TADFF 15 Review: Deathgasm
Deathgasm is hardcore. There is no other way of putting it. Even from its very beginnings, according to the Toronto After Dark’s Q and A with its director Jason Lei Howden and producer Sarah Howden, the film proved just how powerful it could be through a one sentence prompt and treatment that would ultimately allow it to win the Make My Horror Movie contest in 2013 and win the production money that it needed to scream into existence.
It is so loud and clear with what it is that you don’t even have to be a metal expert to enjoy what you see. After a beautiful animated sequence, Deathgasm shows itself to be a story about a group of teenage friends in a conservative town that essentially unlock a demonic power through acquiring and playing sheets of music. These sheets are being hunted by a cult and then by the demonically-possessed citizens of the teenagers’ home town.
You get what you can expect when you look at how the horror genre has influenced the growth of metal: tons of gore, angst, screaming, demonic zombie destruction, and lots of penises. Certainly the prosthetics and special effects are impressively twisted: especially when you consider that they are all mostly borrowed props. For instance, the audience in the Q and A were told that the penises were taken from Spartacus of all places.
But this is just the blood and gore that stains the raging metalhead bad ass. In a movie that plays with the age-old theme of anarchy and vulgar defiance against conformity and hypocrisy, you also get some interesting characters for your time. Brodie (Milo Cawthorne) and Zakk (James Blake) play well off and against each other. Zakk himself is a bit of an asshole but somehow manages to also be a friend and even something of an anti-hero: though as you become more aware of the plot, you will begin to see where he is going with all this. And Brodie comes into his own from being in Zakk’s shadow: claiming the song that he used to unleash hell in a fit of angst.
Even the female lead in the film Medina (Kimberly Crossman) has her own excellent character development. She starts off as something of a popular girl at school but already demonstrates that she is kind, real, and open-minded. You actually get invested with seeing her and Brodie’s relationship and how it’s completely reciprocal. It even gets to the point where she rescues the rest of their band with an ax-pun of which Buffy the Vampire Slayer would be proud.

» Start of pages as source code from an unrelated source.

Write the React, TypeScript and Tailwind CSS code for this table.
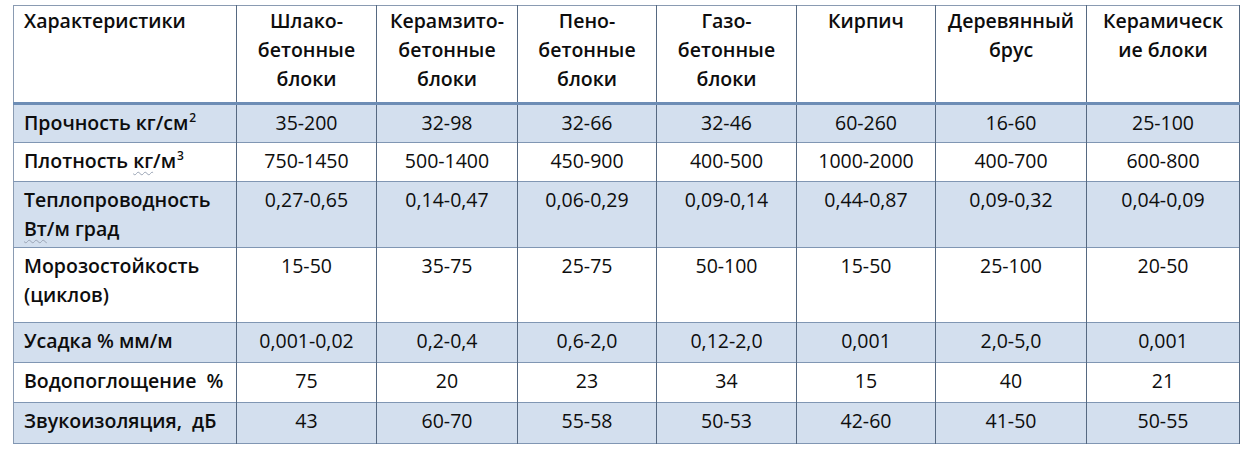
import React from "react";

const cols = [
  ["Шлако-", "бетонные", "блоки"],
  ["Керамзито-", "бетонные", "блоки"],
  ["Пено-", "бетонные", "блоки"],
  ["Газо-", "бетонные", "блоки"],
  ["Кирпич"],
  ["Деревянный", "брус"],
  ["Керамическ", "ие блоки"],
];

const widths = ["w-[223px]", "w-[140px]", "w-[141px]", "w-[139px]", "w-[140px]", "w-[139px]", "w-[151px]", "w-[153px]"];

const squiggle = "underline decoration-wavy decoration-[#9aa4b4] decoration-1 underline-offset-[3px]";
const sup = "text-[12px] relative -top-[8px] ml-[1px]";

type Row = { label: React.ReactNode; values: string[]; h: string; shaded: boolean };

const rows: Row[] = [
  {
    label: (
      <>
        Прочность кг/см<sup className={sup}>2</sup>
      </>
    ),
    values: ["35-200", "32-98", "32-66", "32-46", "60-260", "16-60", "25-100"],
    h: "h-[39px]",
    shaded: true,
  },
  {
    label: (
      <>
        Плотность <span className={squiggle}>кг</span>/м<sup className={sup}>3</sup>
      </>
    ),
    values: ["750-1450", "500-1400", "450-900", "400-500", "1000-2000", "400-700", "600-800"],
    h: "h-[39px]",
    shaded: false,
  },
  {
    label: (
      <>
        Теплопроводность
        <br />
        <span className={squiggle}>Вт</span>/м град
      </>
    ),
    values: ["0,27-0,65", "0,14-0,47", "0,06-0,29", "0,09-0,14", "0,44-0,87", "0,09-0,32", "0,04-0,09"],
    h: "h-[66px]",
    shaded: true,
  },
  {
    label: (
      <>
        Морозостойкость
        <br />
        (циклов)
      </>
    ),
    values: ["15-50", "35-75", "25-75", "50-100", "15-50", "25-100", "20-50"],
    h: "h-[75px]",
    shaded: false,
  },
  {
    label: "Усадка % мм/м",
    values: ["0,001-0,02", "0,2-0,4", "0,6-2,0", "0,12-2,0", "0,001", "2,0-5,0", "0,001"],
    h: "h-[40px]",
    shaded: true,
  },
  {
    label: "Водопоглощение  %",
    values: ["75", "20", "23", "34", "15", "40", "21"],
    h: "h-[40px]",
    shaded: false,
  },
  {
    label: "Звукоизоляция,  дБ",
    values: ["43", "60-70", "55-58", "50-53", "42-60", "41-50", "50-55"],
    h: "h-[41px]",
    shaded: true,
  },
];

export default function App() {
  return (
    <div className="w-[1253px] h-[454px] bg-white pt-[5px] pl-[13px] font-['Open_Sans',sans-serif] text-[19.5px] leading-[29px] text-[#0d0d0d]">
      <table className="table-fixed border-collapse w-[1226px] border border-[#8a9bb2]">
        <thead>
          <tr className="h-[98px] border-b-[3px] border-b-[#6d8db5]">
            <th className={`${widths[0]} align-top text-left font-semibold pl-[10px] pt-[0px] border-r border-r-[#566981]`}>
              Характеристики
            </th>
            {cols.map((c, i) => (
              <th
                key={i}
                className={`${widths[i + 1]} align-top text-center font-semibold pt-[0px] border-r border-r-[#566981] whitespace-pre`}
              >
                {c.map((line, j) => (
                  <div key={j}>{line}</div>
                ))}
              </th>
            ))}
          </tr>
        </thead>
        <tbody>
          {rows.map((r, i) => (
            <tr
              key={i}
              className={`${r.h} border-b border-b-[#8096b3] ${r.shaded ? "bg-[#d3dfee]" : "bg-white"}`}
            >
              <td className="align-top text-left font-semibold pl-[10px] pt-[3px] border-r border-r-[#566981] whitespace-pre">
                {r.label}
              </td>
              {r.values.map((v, j) => (
                <td key={j} className="align-top text-center pt-[3px] border-r border-r-[#566981]">
                  {v}
                </td>
              ))}
            </tr>
          ))}
        </tbody>
      </table>
    </div>
  );
}
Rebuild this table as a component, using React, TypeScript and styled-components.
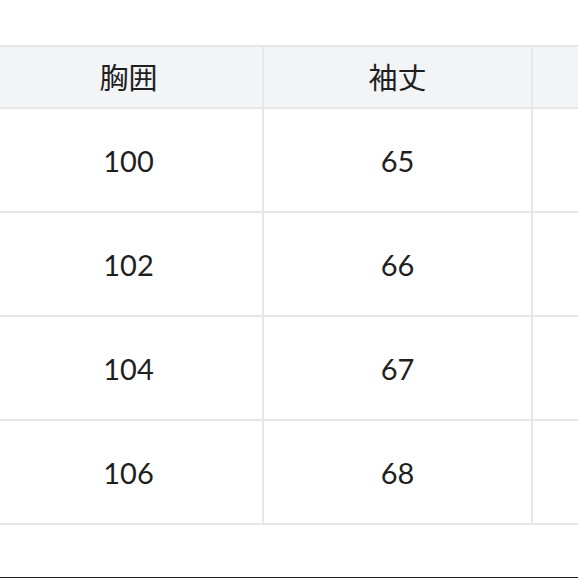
import React from "react";
import styled, { createGlobalStyle } from "styled-components";

const GlobalStyle = createGlobalStyle`
  html, body {
    margin: 0;
    padding: 0;
    background: #ffffff;
    overflow: hidden;
  }
  body {
    font-family: Lato, "Noto Sans CJK JP", "Noto Sans", sans-serif;
    color: #1f1f1f;
  }
`;

const Page = styled.div`
  box-sizing: border-box;
  height: 578px;
  padding-top: 45px;
  border-bottom: 1px solid #1c1c1c;
  overflow: hidden;
`;

const SizeGrid = styled.div`
  display: grid;
  grid-template-columns: repeat(3, 267px);
  grid-template-rows: 60px repeat(4, 102px);
  gap: 2px;
  padding: 2px;
  margin-left: -7px;
  width: max-content;
  background: #e6e7e8;
`;

const Cell = styled.div<{ $head?: boolean }>`
  display: flex;
  align-items: center;
  justify-content: center;
  background: ${(p) => (p.$head ? "#f2f4f6" : "#ffffff")};
  font-size: 29px;
  line-height: 1;
  color: #1f1f1f;
  padding-top: ${(p) => (p.$head ? "1px" : "0")};
`;

const headers = ["胸囲", "袖丈", ""];
const rows = [
  ["100", "65", ""],
  ["102", "66", ""],
  ["104", "67", ""],
  ["106", "68", ""],
];

export default function App() {
  return (
    <>
      <GlobalStyle />
      <Page>
        <SizeGrid>
          {headers.map((h, i) => (
            <Cell $head key={"h" + i}>
              {h}
            </Cell>
          ))}
          {rows.map((r, ri) =>
            r.map((v, ci) => <Cell key={ri + "-" + ci}>{v}</Cell>)
          )}
        </SizeGrid>
      </Page>
    </>
  );
}
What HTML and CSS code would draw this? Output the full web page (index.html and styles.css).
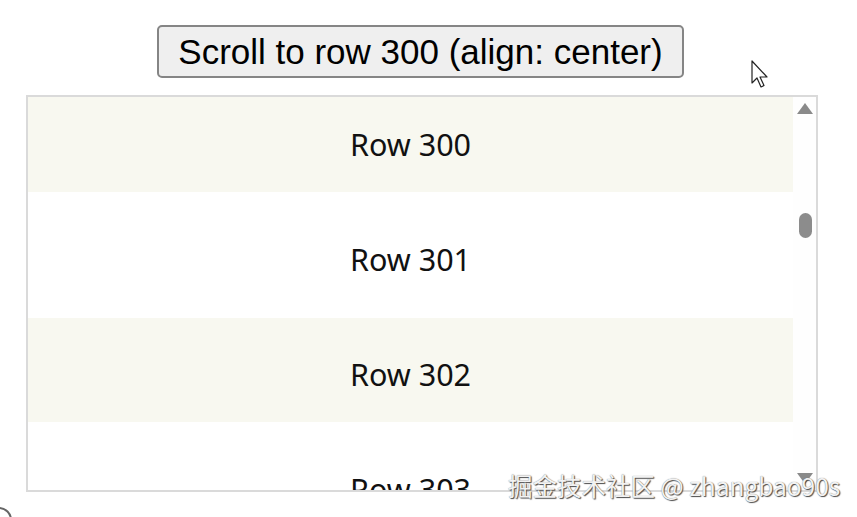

The villains have excellent moments and conflicting agendas and these, along with Brodie, Medina, and Zakk make up for some of the more stereotypical characters that populate the movie. There is just this emotional complexity amid the gore that makes it all the more alive: its dark humour and irreverence for even the hellish powers animating the story far more than any demon ever could. Also, given that this is a metal movie the soundtrack, much of it made by Skullfist, is excellent. In fact, Howden made people aware that they will be releasing Deathgasm‘s music in a double vinyl record.
In the end, Deathgasm is a glorious, musical, blood-splattered journey into hell and the pointlessness of life and the bad-assness of what you can achieve when you stop caring about the things that don’t matter and begin loving the things that ultimately do. Also, you get to watch really bad people get their moral comeuppance in some graphic and disgusting ways. Karma has never been so metal.
Deathgasm is a film about demons, friendship, metal, and douchebag comeuppance. The blood and gore is given substance by humour and good character interaction. Highly recommended if you can stomach the messiness, the power, and the glory.